An engine is a basic execution thread used by PACE servers to perform a specific task concurrently with others. Each engine has independent access to the database and other resources. RDC Prices uses the concepts of a Main Engine and Rule Engines.

Main Engine

Data Strategies are always executed by a single instance of the Main engine. The PACE server launches the Main engine when it detects a request to execute a Data Strategy. Main engines perform the following tasks:

  • Interpret data strategy security criteria to produce a list of security aliases subject to processing.

  • Determine which Data Strategy phases to be executed.
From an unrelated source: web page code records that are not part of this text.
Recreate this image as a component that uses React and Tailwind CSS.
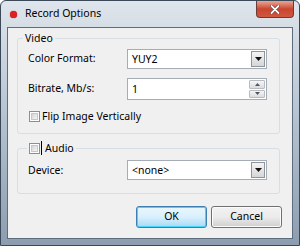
import React from "react";

function Combo({ value, className = "" }) {
    return (
        <div className={`h-[20px] bg-white border border-[#a5acb5] flex items-center pl-[4px] pr-[1px] ${className}`}>
            <span className="flex-1 text-[10.5px] leading-none text-black">{value}</span>
            <div className="w-[14px] h-[16px] border border-[#8f959c] bg-gradient-to-b from-[#f4f4f4] to-[#d6d6d6] flex items-center justify-center">
                <svg width="7" height="4" viewBox="0 0 7 4"><path d="M0 0h7L3.5 4z" fill="#111" /></svg>
            </div>
        </div>
    );
}

function Check() {
    return (
        <div className="w-[11px] h-[11px] shrink-0 border border-[#8e8f8f] bg-white p-[1px]">
            <div className="w-full h-full bg-gradient-to-br from-[#d4d4d4] to-[#f6f6f6] border border-[#c8c8c8]" />
        </div>
    );
}

function SpinButton({ up }) {
    return (
        <div className={`flex-1 border border-[#b8bcc2] rounded-[1px] bg-gradient-to-b from-[#f6f6f6] to-[#dcdcdc] flex items-center justify-center ${up ? "" : "mt-[1px]"}`}>
            <svg width="5" height="3" viewBox="0 0 5 3">
                <path d={up ? "M0 3h5L2.5 0z" : "M0 0h5L2.5 3z"} fill="#4f5560" />
            </svg>
        </div>
    );
}

export default function App() {
    return (
        <div className="w-[300px] h-[246px] bg-white" style={{ fontFamily: '"Noto Sans", "Open Sans", sans-serif' }}>
            <div className="w-full h-full flex flex-col rounded-t-[6px] border border-[#3b4858] bg-gradient-to-b from-[#dfe5ec] via-[#b3c1cf] to-[#8d9db0]">
                {/* Title bar */}
                <div className="h-[26px] flex items-start">
                    <div className="flex items-center h-[26px] pl-[9px] gap-[8px]">
                        <div className="w-[7px] h-[7px] rounded-full bg-[#e02020] shadow-[0_0_1px_#800]" />
                        <span className="text-[10.5px] text-black">Record Options</span>
                    </div>
                    <div className="ml-auto mr-[5px] w-[38px] h-[17px] rounded-b-[4px] border border-t-0 border-[#6d3a3a] bg-gradient-to-b from-[#e8a593] via-[#c9452f] to-[#d0573f] flex items-center justify-center">
                        <svg width="10" height="9" viewBox="0 0 10 9">
                            <path d="M1.5 1l7 7M8.5 1l-7 7" stroke="#5a2a2a" strokeWidth="3" strokeLinecap="round" />
                            <path d="M1.5 1l7 7M8.5 1l-7 7" stroke="#fff" strokeWidth="1.8" strokeLinecap="round" />
                        </svg>
                    </div>
                </div>

                {/* Client area */}
                <div className="flex-1 mx-[6px] mb-[6px] border border-[#5e6d7e] bg-[#f0f0f0] px-[9px] flex flex-col">
                    <fieldset className="mt-[3px] mr-[3px] border border-[#d5dfe5] rounded-[3px] px-0 pb-[10px]">
                        <legend className="ml-[5px] px-[2px] text-[10.5px] leading-[14px] text-black">Video</legend>
                        <div className="pl-[10px] pr-[12px]">
                            <div className="flex items-center h-[20px] mt-[4px]">
                                <span className="w-[99px] text-[10.5px] text-black">Color Format:</span>
                                <Combo value="YUY2" className="flex-1" />
                            </div>
                            <div className="flex items-center h-[22px] mt-[9px]">
                                <span className="w-[99px] text-[10.5px] text-black">Bitrate, Mb/s:</span>
                                <div className="flex-1 h-[22px] bg-white border border-[#a5acb5] flex items-center pl-[4px] pr-[1px] py-[1px]">
                                    <span className="flex-1 text-[10.5px] leading-none">1</span>
                                    <div className="flex flex-col w-[16px] h-full">
                                        <SpinButton up />
                                        <SpinButton />
                                    </div>
                                </div>
                            </div>
                            <div className="flex items-center h-[13px] mt-[10px] gap-[2px] pl-[1px]">
                                <Check />
                                <span className="text-[10.5px] leading-none text-black">Flip Image Vertically</span>
                            </div>
                        </div>
                    </fieldset>

                    <fieldset className="mt-[7px] mr-[3px] border border-[#d5dfe5] rounded-[3px] px-0 pb-[13px]">
                        <legend className="ml-[9px] px-[2px] text-[10.5px] leading-[14px] text-black flex items-center">
                            <Check />
                            <span className="w-[1px] h-[14px] bg-black ml-[1px] mr-[3px]" />
                            <span>Audio</span>
                        </legend>
                        <div className="pl-[10px] pr-[12px]">
                            <div className="flex items-center h-[20px] mt-[5px]">
                                <span className="w-[99px] text-[10.5px] text-black pt-[2px]">Device:</span>
                                <Combo value="<none>" className="flex-1" />
                            </div>
                        </div>
                    </fieldset>

                    <div className="flex justify-end gap-[4px] mt-[12px] pr-[1px]">
                        <button className="w-[71px] h-[22px] rounded-[3px] border border-[#3c7fb1] shadow-[inset_0_0_0_1px_#48d3fb] bg-gradient-to-b from-[#eaf6fd] via-[#d9f0fc] to-[#a7d9f5] text-[10.5px] text-black">OK</button>
                        <button className="w-[71px] h-[22px] rounded-[3px] border border-[#707070] shadow-[inset_0_0_0_1px_#fcfcfc] bg-gradient-to-b from-[#f2f2f2] via-[#ebebeb] to-[#cfcfcf] text-[10.5px] text-black">Cancel</button>
                    </div>
                </div>
            </div>
        </div>
    );
}
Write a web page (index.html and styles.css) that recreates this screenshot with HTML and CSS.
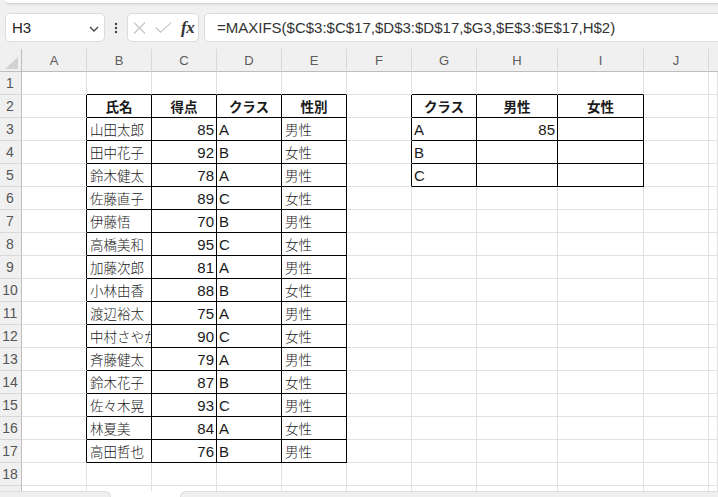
FILE: index.html
```html
<!DOCTYPE html>
<html lang="ja">
<head>
<meta charset="utf-8">
<title>MAXIFS</title>
<link rel="stylesheet" href="styles.css">
</head>
<body>
<div class="app">
  <div class="ribbon-edge"></div>
  <div class="fbar">
    <div class="namebox"><span class="nb-text">H3</span>
      <svg class="chev" width="10" height="6" viewBox="0 0 10 6"><path d="M1 1 L5 5 L9 1" fill="none" stroke="#444" stroke-width="1.3"/></svg>
    </div>
    <div class="dots"><svg width="4" height="12" viewBox="0 0 4 12"><circle cx="2" cy="2" r="1.2" fill="#444"/><circle cx="2" cy="6" r="1.2" fill="#444"/><circle cx="2" cy="10" r="1.2" fill="#444"/></svg></div>
    <div class="fxbox">
      <svg class="ic" width="13" height="12" viewBox="0 0 13 12"><path d="M1 0.5 L12 11.5 M12 0.5 L1 11.5" stroke="#c6c6c6" stroke-width="1.2" fill="none"/></svg>
      <svg class="ic" width="17" height="11" viewBox="0 0 17 11"><path d="M0.8 5.5 L5.5 10.2 L16.2 0.6" stroke="#c6c6c6" stroke-width="1.2" fill="none"/></svg>
      <span class="fx">fx</span>
    </div>
    <div class="finput">=MAXIFS($C$3:$C$17,$D$3:$D$17,$G3,$E$3:$E$17,H$2)</div>
  </div>

  <div class="sheet">
    <div class="corner"><span class="tri"></span></div>
    <div class="ch">A</div><div class="ch">B</div><div class="ch">C</div><div class="ch">D</div><div class="ch">E</div><div class="ch">F</div><div class="ch">G</div><div class="ch">H</div><div class="ch">I</div><div class="ch">J</div><div class="ch last"></div>

    <div class="rh">1</div><div class="c"></div><div class="c bB"></div><div class="c bB"></div><div class="c bB"></div><div class="c bB"></div><div class="c"></div><div class="c bB"></div><div class="c bB"></div><div class="c bB"></div><div class="c"></div><div class="c"></div>

    <div class="rh">2</div><div class="c bR"></div><div class="c t hd">氏名</div><div class="c t hd">得点</div><div class="c t hd">クラス</div><div class="c t hd">性別</div><div class="c bR"></div><div class="c t hd">クラス</div><div class="c t hd">男性</div><div class="c t hd">女性</div><div class="c"></div><div class="c"></div>

    <div class="rh">3</div><div class="c bR"></div><div class="c t">山田太郎</div><div class="c t num">85</div><div class="c t lat">A</div><div class="c t">男性</div><div class="c bR"></div><div class="c t lat">A</div><div class="c t num">85</div><div class="c t"></div><div class="c"></div><div class="c"></div>

    <div class="rh">4</div><div class="c bR"></div><div class="c t">田中花子</div><div class="c t num">92</div><div class="c t lat">B</div><div class="c t">女性</div><div class="c bR"></div><div class="c t lat">B</div><div class="c t"></div><div class="c t"></div><div class="c"></div><div class="c"></div>

    <div class="rh">5</div><div class="c bR"></div><div class="c t">鈴木健太</div><div class="c t num">78</div><div class="c t lat">A</div><div class="c t">男性</div><div class="c bR"></div><div class="c t lat">C</div><div class="c t"></div><div class="c t"></div><div class="c"></div><div class="c"></div>

    <div class="rh">6</div><div class="c bR"></div><div class="c t">佐藤直子</div><div class="c t num">89</div><div class="c t lat">C</div><div class="c t">女性</div><div class="c"></div><div class="c"></div><div class="c"></div><div class="c"></div><div class="c"></div><div class="c"></div>

    <div class="rh">7</div><div class="c bR"></div><div class="c t">伊藤悟</div><div class="c t num">70</div><div class="c t lat">B</div><div class="c t">男性</div><div class="c"></div><div class="c"></div><div class="c"></div><div class="c"></div><div class="c"></div><div class="c"></div>

    <div class="rh">8</div><div class="c bR"></div><div class="c t">高橋美和</div><div class="c t num">95</div><div class="c t lat">C</div><div class="c t">女性</div><div class="c"></div><div class="c"></div><div class="c"></div><div class="c"></div><div class="c"></div><div class="c"></div>

    <div class="rh">9</div><div class="c bR"></div><div class="c t">加藤次郎</div><div class="c t num">81</div><div class="c t lat">A</div><div class="c t">男性</div><div class="c"></div><div class="c"></div><div class="c"></div><div class="c"></div><div class="c"></div><div class="c"></div>

    <div class="rh">10</div><div class="c bR"></div><div class="c t">小林由香</div><div class="c t num">88</div><div class="c t lat">B</div><div class="c t">女性</div><div class="c"></div><div class="c"></div><div class="c"></div><div class="c"></div><div class="c"></div><div class="c"></div>

    <div class="rh">11</div><div class="c bR"></div><div class="c t">渡辺裕太</div><div class="c t num">75</div><div class="c t lat">A</div><div class="c t">男性</div><div class="c"></div><div class="c"></div><div class="c"></div><div class="c"></div><div class="c"></div><div class="c"></div>

    <div class="rh">12</div><div class="c bR"></div><div class="c t">中村さやか</div><div class="c t num">90</div><div class="c t lat">C</div><div class="c t">女性</div><div class="c"></div><div class="c"></div><div class="c"></div><div class="c"></div><div class="c"></div><div class="c"></div>

    <div class="rh">13</div><div class="c bR"></div><div class="c t">斉藤健太</div><div class="c t num">79</div><div class="c t lat">A</div><div class="c t">男性</div><div class="c"></div><div class="c"></div><div class="c"></div><div class="c"></div><div class="c"></div><div class="c"></div>

    <div class="rh">14</div><div class="c bR"></div><div class="c t">鈴木花子</div><div class="c t num">87</div><div class="c t lat">B</div><div class="c t">女性</div><div class="c"></div><div class="c"></div><div class="c"></div><div class="c"></div><div class="c"></div><div class="c"></div>

    <div class="rh">15</div><div class="c bR"></div><div class="c t">佐々木晃</div><div class="c t num">93</div><div class="c t lat">C</div><div class="c t">男性</div><div class="c"></div><div class="c"></div><div class="c"></div><div class="c"></div><div class="c"></div><div class="c"></div>

    <div class="rh">16</div><div class="c bR"></div><div class="c t">林夏美</div><div class="c t num">84</div><div class="c t lat">A</div><div class="c t">女性</div><div class="c"></div><div class="c"></div><div class="c"></div><div class="c"></div><div class="c"></div><div class="c"></div>

    <div class="rh">17</div><div class="c bR"></div><div class="c t">高田哲也</div><div class="c t num">76</div><div class="c t lat">B</div><div class="c t">男性</div><div class="c"></div><div class="c"></div><div class="c"></div><div class="c"></div><div class="c"></div><div class="c"></div>

    <div class="rh">18</div><div class="c"></div><div class="c"></div><div class="c"></div><div class="c"></div><div class="c"></div><div class="c"></div><div class="c"></div><div class="c"></div><div class="c"></div><div class="c"></div><div class="c"></div>

    <div class="rh"></div><div class="c"></div><div class="c"></div><div class="c"></div><div class="c"></div><div class="c"></div><div class="c"></div><div class="c"></div><div class="c"></div><div class="c"></div><div class="c"></div><div class="c"></div>
  </div>

  <div class="tabbar">
    <div class="tab tab-left"></div>
    <div class="tab tab-right"></div>
  </div>
</div>
</body>
</html>
```

FILE: styles.css
```css
html, body {
  margin: 0;
  padding: 0;
}
body {
  width: 718px;
  height: 497px;
  overflow: hidden;
  background: #f0f0f0;
  font-family: "Liberation Sans", "Noto Sans CJK JP", sans-serif;
}
.app {
  width: 718px;
  height: 497px;
  display: flex;
  flex-direction: column;
  overflow: hidden;
}
.ribbon-edge {
  height: 3px;
  margin-left: 5px;
  background: #fff;
  border-bottom: 1px solid #d4d4d4;
  border-bottom-left-radius: 6px;
  box-shadow: 0 1px 2px rgba(0, 0, 0, 0.08);
  flex: none;
}
.fbar {
  flex: none;
  display: flex;
  align-items: stretch;
  height: 29px;
  margin-top: 9px;
  padding-left: 5px;
}
.namebox {
  width: 100px;
  box-sizing: border-box;
  background: #fff;
  border: 1px solid #dcdcdc;
  border-radius: 5px;
  display: flex;
  align-items: center;
  justify-content: space-between;
  padding: 0 5px 0 6px;
}
.nb-text {
  font-size: 15px;
  color: #222;
}
.chev {
  margin-top: 2px;
}
.dots {
  width: 22px;
  display: flex;
  align-items: center;
  justify-content: center;
}
.fxbox {
  width: 72px;
  box-sizing: border-box;
  background: #fff;
  border: 1px solid #dcdcdc;
  border-radius: 5px;
  display: flex;
  align-items: center;
  padding-left: 5px;
  gap: 9px;
}
.fx {
  font-family: "Liberation Serif", serif;
  font-style: italic;
  font-weight: bold;
  font-size: 17px;
  color: #333;
  letter-spacing: -0.5px;
}
.finput {
  flex: 1;
  margin-left: 5px;
  margin-right: -12px;
  background: #fff;
  border: 1px solid #dcdcdc;
  border-radius: 5px;
  display: flex;
  align-items: center;
  padding-left: 12px;
  font-size: 15px;
  color: #333;
  white-space: nowrap;
}
.sheet {
  flex: none;
  margin-top: 7px;
  height: 442px;
  overflow: hidden;
  background: #fff;
  display: grid;
  grid-template-columns: 22px 65px 65px 65px 65px 65px 65px 65px 81px 86px 65px 1fr;
  grid-template-rows: repeat(21, 23px);
}
.sheet > div {
  box-sizing: border-box;
  overflow: hidden;
  white-space: nowrap;
}
.corner {
  background: #f0f0f0;
  border-right: 1px solid #bdbdbd;
  border-bottom: 1px solid #bdbdbd;
  position: relative;
}
.tri {
  position: absolute;
  left: 5px;
  top: 8px;
  width: 0;
  height: 0;
  border-left: 13px solid transparent;
  border-bottom: 12px solid #d2d2d2;
}
.ch {
  background: #f0f0f0;
  border-bottom: 1px solid #bdbdbd;
  border-right: 1px solid #d8d8d8;
  display: flex;
  align-items: center;
  justify-content: center;
  font-size: 13px;
  color: #5c5c5c;
  padding-top: 1px;
}
.ch.last {
  border-right: none;
}
.rh {
  background: #f0f0f0;
  border-right: 1px solid #bdbdbd;
  border-bottom: 1px solid #d8d8d8;
  display: flex;
  align-items: center;
  justify-content: center;
  font-family: "Liberation Sans Narrow", "Liberation Sans", sans-serif;
  font-size: 14px;
  color: #555;
  padding-right: 1px;
}
.c {
  border-right: 1px solid #e1e1e1;
  border-bottom: 1px solid #e1e1e1;
  display: flex;
  align-items: center;
  padding: 0 2px 0 3px;
  font-family: "Noto Sans CJK JP", sans-serif;
  font-size: 13.5px;
  font-weight: 300;
  color: #1a1a1a;
}
.c.bR {
  border-right-color: #000;
}
.c.bB {
  border-bottom-color: #000;
}
.c.t {
  border-right-color: #000;
  border-bottom-color: #000;
}
.c.hd {
  justify-content: center;
  font-weight: bold;
  padding: 0;
}
.c.num {
  justify-content: flex-end;
  font-family: "Liberation Sans Narrow", "Liberation Sans", sans-serif;
  font-weight: normal;
  font-size: 15px;
  padding-right: 2px;
}
.c.lat {
  font-family: "Liberation Sans Narrow", "Liberation Sans", sans-serif;
  font-weight: normal;
  font-size: 15px;
  padding-left: 2px;
}
.tabbar {
  flex: none;
  height: 6px;
  background: #fff;
  display: flex;
}
.tab {
  background: #efefef;
  border: 1px solid #dcdcdc;
  border-bottom: none;
  box-sizing: border-box;
  height: 7px;
}
.tab-left {
  width: 111px;
  border-left: none;
  border-top-right-radius: 6px;
}
.tab-right {
  flex: 1;
  margin-left: 69px;
  border-right: none;
  border-top-left-radius: 6px;
}
```
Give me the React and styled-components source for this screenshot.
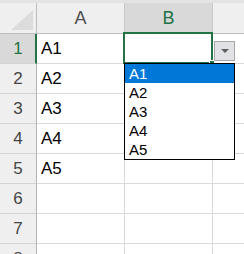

For example, Demand, Validation, or Composite.

  • Launch Rule engines for each phase, using a predetermined order and established system configurations.

  • Perform necessary rule engine synchronizations.

  • Orchestrate exception handling and cleanup.

A typical set of input parameters includes data strategy identification, effective date, and the list of requested phases.

Rule Engine

The Rule engines execute specific phases of a data strategy on a limited set of securities. A typical data strategy can include an unlimited number of securities, but each rule engine only operates on a subset with a size that does not exceed the configured maximum. The number of Rule engines required for each phase is determined by the following factors:

  • The maximum number of securities processed by a single rule engine is limited through system configuration

  • One Rule engine can only process one Validation Rule per Data Strategy

A typical set of input parameters includes data strategy identification, effective date, specific phase identification, and a security alias selector. The security alias selector is either a range of security aliases, or a list of values.